Those of us who are permanently on the lookout for somewhere new to ride - chasing the dirty dragon with ever diminishing returns like it's mountain biking morphine - we are always flicking through bike magazines and browsing websites looking for new routes
There are certain things that we all look for when we’re weighing up whether to do a certain route. There are things that we like to see on a route map. Trees, close contour lines, trails alongside ravines and streams are usually cool. There are things that we don’t like to see on a route map. Things that cause us instantly to dismiss a route out of hand. Lots of road, not much gradient, no sign of any woodland bits, Byways and ‘white roads’.
I’m as guilty as anyone for being an armchair route assessor. I shouldn’t be. If I think about it, some of my favourite rides involve loads of road – often as much as 75% in fact. I know that there’s amazing riding to be had in the tree-starved Yorkshire Dales, for example. I also know that’s there’s not many contour lines in Thetford Forest yet the riding there contains some awesome fast and furious singletrack attack.
You can’t judge how good a route is going to be by looking at a map of it. We all should stop second guessing the route designers (who have actually ridden the route and spent time and effort to share it with the group remember) and be a bit more trusting and open minded.
Last week’s Trailfinder General: There’s more to mountain biking than singletrack
There will still remain the Unwritten Law. We mountain bikers like loops. We only like loops. There is something deeply ingrained in our route desires that dictates that a route must navigate around an area – ideally not taking in the same spot twice – until we arrive back at where we started. What’s all that about?

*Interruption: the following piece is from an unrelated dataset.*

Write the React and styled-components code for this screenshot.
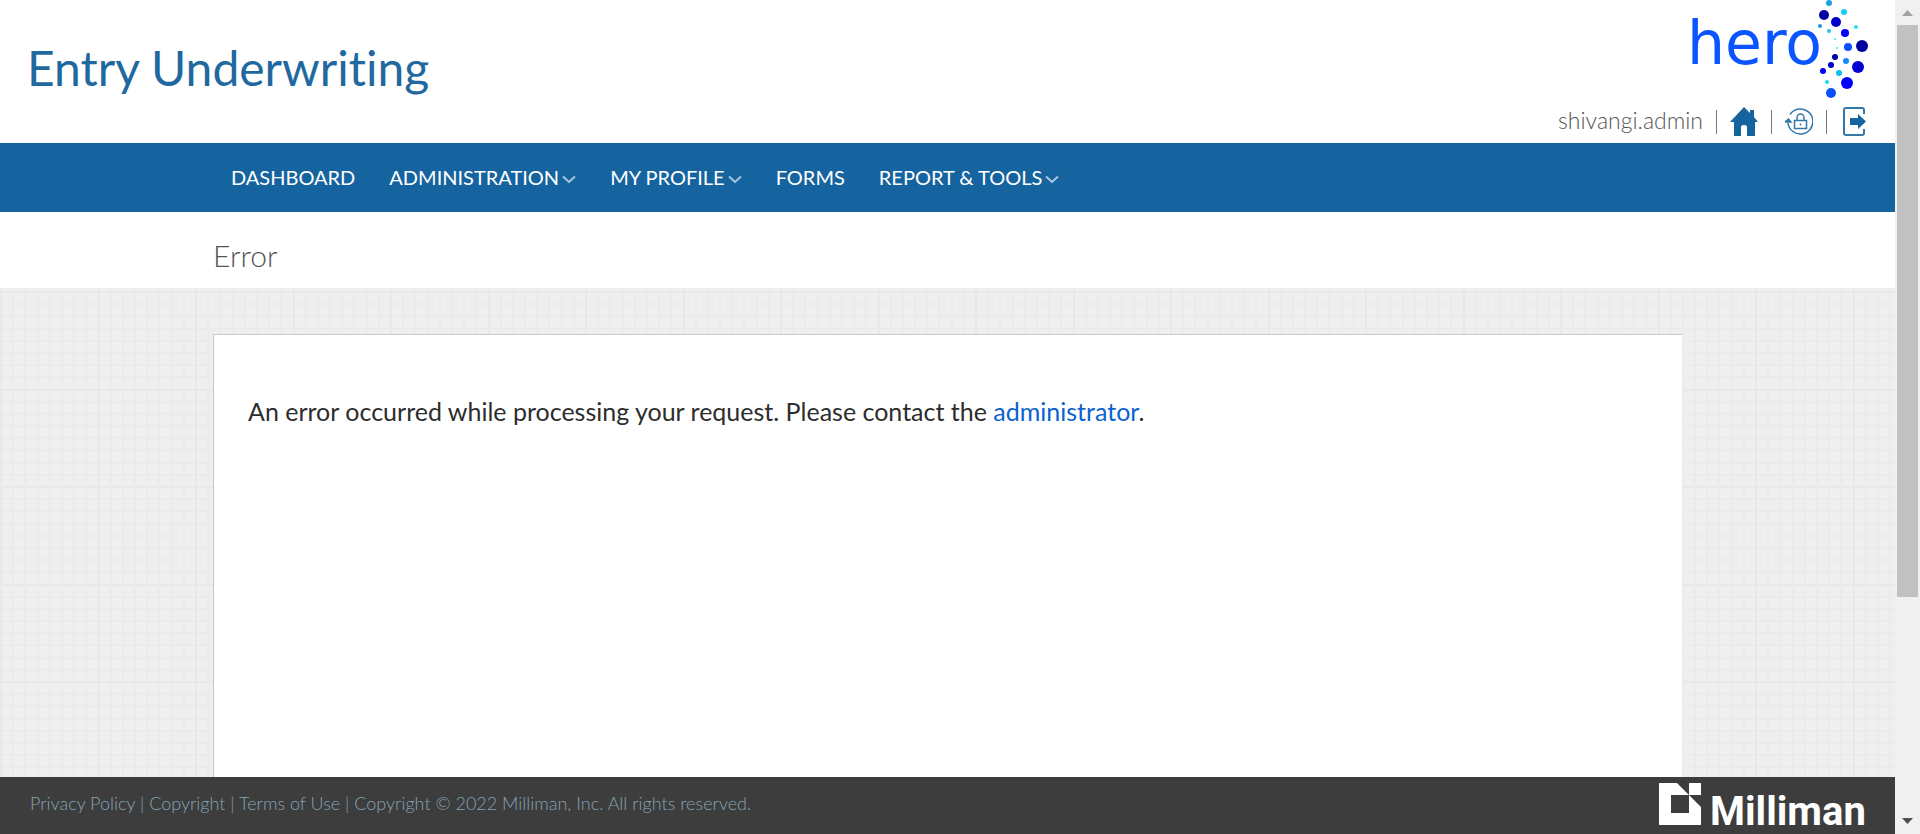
import React from "react";
import styled, { createGlobalStyle } from "styled-components";

const TILE = 195;
const STEPS = 16;

const gridLines = (direction) => {
  const stops = [];
  let previous = 0;
  for (let i = 0; i < STEPS; i += 1) {
    const start = Math.round((i * TILE) / STEPS);
    const major = i % 8 === 0;
    const end = start + 2;
    const color = major ? "#e8e8e8" : "#ebebeb";
    stops.push(`transparent ${previous}px ${start}px`, `${color} ${start}px ${end}px`);
    previous = end;
  }
  stops.push(`transparent ${previous}px ${TILE}px`);
  return `linear-gradient(${direction}, ${stops.join(", ")})`;
};

const GlobalStyle = createGlobalStyle`
  *, *::before, *::after { box-sizing: border-box; }
  body {
    margin: 0;
    background: #fff;
    color: #2d2d2d;
    font-family: Lato, "Open Sans", sans-serif;
    font-variant-ligatures: none;
  }
`;

const Viewport = styled.div`
  display: flex;
  height: 100vh;
  overflow: hidden;
`;

const Page = styled.div`
  display: flex;
  flex: 1;
  flex-direction: column;
  min-width: 0;
`;

const Header = styled.header`
  display: flex;
  justify-content: space-between;
  height: 143px;
  padding: 0 27px;
`;

const Product = styled.h1`
  margin: 0;
  padding-top: 38px;
  color: #1f69a0;
  font-size: 48px;
  font-weight: 400;
  line-height: 60px;
`;

const Account = styled.div`
  display: flex;
  flex-direction: column;
  align-items: flex-end;
`;

const HeroLogo = styled.svg`
  display: block;
  width: 180px;
  height: 100px;
  overflow: visible;
  font-family: "DejaVu Sans", sans-serif;
`;

const Tools = styled.div`
  display: flex;
  align-items: center;
  gap: 13px;
  height: 43px;
  color: #555;
  font-size: 23px;
  font-weight: 300;
  line-height: 28px;
`;

const UserName = styled.span`
  padding-bottom: 4px;
`;

const Divider = styled.span`
  width: 1px;
  height: 24px;
  background: #7d7478;
`;

const IconLink = styled.a`
  display: block;
  width: 28px;
  height: 30px;

  svg { display: block; }
`;

const NavBar = styled.nav`
  display: flex;
  align-items: center;
  height: 69px;
  padding: 0 214px 2px;
  background: #16649f;
`;

const NavLink = styled.a`
  display: flex;
  align-items: center;
  gap: 3px;
  padding: 0 17px;
  color: #fff;
  font-size: 20px;
  line-height: 28px;
  text-decoration: none;
  white-space: nowrap;

  svg { margin-top: 6px; }
`;

const TitleBar = styled.div`
  height: 76px;
  padding: 23px 213px 0;
`;

const Title = styled.h2`
  margin: 0;
  color: #555;
  font-size: 30px;
  font-weight: 300;
  line-height: 40px;
`;

const Main = styled.main`
  display: flex;
  flex: 1;
  min-height: 0;
  padding: 46px 213px 0;
  background-color: #efefef;
  background-image: ${gridLines("90deg")}, ${gridLines("180deg")};
  background-size: ${TILE}px ${TILE}px;
  background-position: 0 3px;
`;

const Card = styled.section`
  flex: 1;
  padding: 58px 34px;
  border: solid #c8c8c8;
  border-width: 1px 0 0 1px;
  background: #fff;
`;

const Message = styled.p`
  margin: 0;
  font-size: 25px;
  line-height: 36px;

  a {
    color: #0a62cf;
    text-decoration: none;
  }
`;

const Footer = styled.footer`
  display: flex;
  align-items: center;
  justify-content: space-between;
  height: 57px;
  padding: 0 28px 0 30px;
  background: #3d3d3d;
`;

const Legal = styled.p`
  margin: 0;
  padding-bottom: 6px;
  color: #86a3b5;
  font-size: 18px;
  font-weight: 300;
  line-height: 28px;

  a {
    color: inherit;
    text-decoration: none;
  }
`;

const Brand = styled.svg`
  display: block;
  width: 208px;
  height: 57px;
  font-family: Roboto, sans-serif;
`;

const ScrollTrack = styled.div`
  display: flex;
  flex-direction: column;
  align-items: center;
  width: 25px;
  background: #f0f0f0;
`;

const ScrollArrow = styled.svg`
  display: block;
  flex: none;
  width: 21px;
  height: 25px;
`;

const ScrollSpace = styled.div`
  flex: 1;
  align-self: stretch;
  padding: 0 2px;
`;

const ScrollThumb = styled.div`
  height: 73%;
  background: #c1c1c1;
`;

const DOTS = [
  [149, 3, 3, "#1ea0e0"],
  [164, 12, 3, "#14cdf0"],
  [144, 15, 5, "#0000a0"],
  [156, 22, 5, "#0000c8"],
  [140, 26, 2, "#1e96e6"],
  [176, 27, 2, "#1ee6fa"],
  [149, 31, 2, "#1ec8e6"],
  [165, 33, 4, "#0000ff"],
  [155, 39, 1, "#32e6e6"],
  [182, 46, 6, "#0000a0"],
  [168, 47, 4, "#0a50fa"],
  [157, 48, 1, "#32e6e6"],
  [155, 57, 3, "#0000a8"],
  [166, 61, 3, "#0f8cfa"],
  [151, 65, 3, "#0000c8"],
  [178, 67, 6, "#0000d2"],
  [143, 71, 3, "#0000ff"],
  [159, 73, 3, "#0abef5"],
  [147, 82, 2, "#14dcfa"],
  [167, 83, 6, "#0000ff"],
  [151, 93, 5, "#0a50fa"],
];

const NAV = [
  { label: "DASHBOARD" },
  { label: "ADMINISTRATION", menu: true },
  { label: "MY PROFILE", menu: true },
  { label: "FORMS" },
  { label: "REPORT & TOOLS", menu: true },
];

const LEGAL = ["Privacy Policy", "Copyright", "Terms of Use"];

const Hero = () => (
  <HeroLogo viewBox="8 0 180 100" role="img" aria-label="hero">
    <text x="7" y="64" fontSize="60" fill="#0a55ff">hero</text>
    {DOTS.map(([cx, cy, r, fill]) => (
      <circle key={`${cx}-${cy}`} cx={cx} cy={cy} r={r} fill={fill} />
    ))}
  </HeroLogo>
);

const HomeIcon = () => (
  <svg width="28" height="30" viewBox="0 0 28 30" fill="#16649f">
    <path d="M14 0 L20 6 V3 H24 V10 L28 15 H25 V29 H17 V20 Q17 18 14 18 Q11 18 11 20 V29 H4 V15 H0 Z" />
  </svg>
);

const LockIcon = () => (
  <svg width="28" height="30" viewBox="0 0 28 30" fill="none" stroke="#3478aa" strokeWidth="1.5">
    <path d="M5 7.5 A12.5 12.5 0 0 1 14.5 2 A12.5 12.5 0 1 1 3 16" />
    <path d="M0 15 L3.5 12 L6 15 Z" fill="#16649f" />
    <rect x="9.5" y="13.5" width="12" height="8" />
    <path d="M12 13 V10.5 A3.5 3.5 0 0 1 19 10.5 V13 M15.5 16.5 V18.5" />
  </svg>
);

const LogoutIcon = () => (
  <svg width="28" height="30" viewBox="0 0 28 30">
    <path d="M24 7 V3 Q24 1 22 1 H6 Q4 1 4 3 V26 Q4 28 6 28 H22 Q24 28 24 26 V22" fill="none" stroke="#3478aa" strokeWidth="2" />
    <path d="M10 11 H18 V7 L26 14.5 L18 22 V18 H10 Z" fill="#16649f" />
  </svg>
);

const Chevron = () => (
  <svg width="14" height="9" viewBox="0 0 14 9" fill="none" stroke="#a9c9e2" strokeWidth="2" aria-hidden="true">
    <path d="M1 1.5 L7 7 L13 1.5" />
  </svg>
);

const Milliman = () => (
  <Brand viewBox="0 0 208 57" role="img" aria-label="Milliman">
    <path fill="#fff" fillRule="evenodd" d="M0 6 H18 L30 18 L42 30 V48 H0 Z M12 18 V36 H30 V18 Z" />
    <path fill="#fff" d="M30 6 H42 V18 H30 Z" />
    <text x="51" y="48" fontSize="40" fontWeight="700" fill="#fff">Milliman</text>
  </Brand>
);

export default function App() {
  return (
    <>
      <GlobalStyle />
      <Viewport>
        <Page>
          <Header>
            <Product>Entry Underwriting</Product>
            <Account>
              <Hero />
              <Tools>
                <UserName>shivangi.admin</UserName>
                <Divider />
                <IconLink href="#home" aria-label="Home"><HomeIcon /></IconLink>
                <Divider />
                <IconLink href="#password" aria-label="Change password"><LockIcon /></IconLink>
                <Divider />
                <IconLink href="#logout" aria-label="Log out"><LogoutIcon /></IconLink>
              </Tools>
            </Account>
          </Header>
          <NavBar>
            {NAV.map(({ label, menu }) => (
              <NavLink key={label} href="#nav">
                {label}
                {menu && <Chevron />}
              </NavLink>
            ))}
          </NavBar>
          <TitleBar>
            <Title>Error</Title>
          </TitleBar>
          <Main>
            <Card>
              <Message>
                An error occurred while processing your request. Please contact the{" "}
                <a href="#administrator">administrator</a>.
              </Message>
            </Card>
          </Main>
          <Footer>
            <Legal>
              {LEGAL.map((label) => (
                <React.Fragment key={label}>
                  <a href="#legal">{label}</a>{" | "}
                </React.Fragment>
              ))}
              Copyright © 2022 Milliman, Inc. All rights reserved.
            </Legal>
            <Milliman />
          </Footer>
        </Page>
        <ScrollTrack aria-hidden="true">
          <ScrollArrow viewBox="0 0 21 25"><path d="M5 16 L10.5 10 L16 16 Z" fill="#a3a3a3" /></ScrollArrow>
          <ScrollSpace><ScrollThumb /></ScrollSpace>
          <ScrollArrow viewBox="0 0 21 25"><path d="M5 9 L10.5 15 L16 9 Z" fill="#505050" /></ScrollArrow>
        </ScrollTrack>
      </Viewport>
    </>
  );
}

The only exception for this must-be-a-loop dictat is when it involves a summit point significantly above 2000ft. You know, yer Snowdons and yer Skiddaws and such. In such rare topography then the Unwritten Law bears a footnote that states: a mountain biker is allowed to do a straight up and straight back down the same way route so long as it’s up a big feck off mountain.
Well, I’m opening my prejudiced mind as wide as possible this year. Well, whenever Covid permits anyway. I’m going to head down (and up and along) lots of dead-ends. I’m going to ride trails twice in one ride; once one way and then I’m going to turn around and ride it back the other way.
Whilst poring over some Ordnance Survey maps of the Lake District the other night (we don’t get much of a Freeview signal where I live so we make our own entertainment) I began to notice some bridleways that I’ve never ridden. This took me a bit by surprise as I thought I’d pretty much ridden everything you can do on a bike in the Lakes. Closer inspection of said bridleways revealed that they were dead ends. They either stopped altogether or they suddenly switched to being a footpath (we’ve all come across these infuriating switch-trails before). This usually seemed to occur at the point where the bridleway met a parish boundary. I guess parish path officer’s of yore were often a bit jobsworth.
Anyway this decision of mine has instantly opened up a few more corners of countryside for me to point my pedals at. It’s exciting to be looking at maps as seeing such dead-end as opportunities rather than restrictions. I don’t expect to have a particularly high success rate. I’m expecting the majority of the tracks to be in poor shape and heavy going. Such is the nature of an ‘abandoned’ trail. But if one in ten dead-ends turns out to be a cool trail then I’ll be happy. Any hit of morphine is worth it.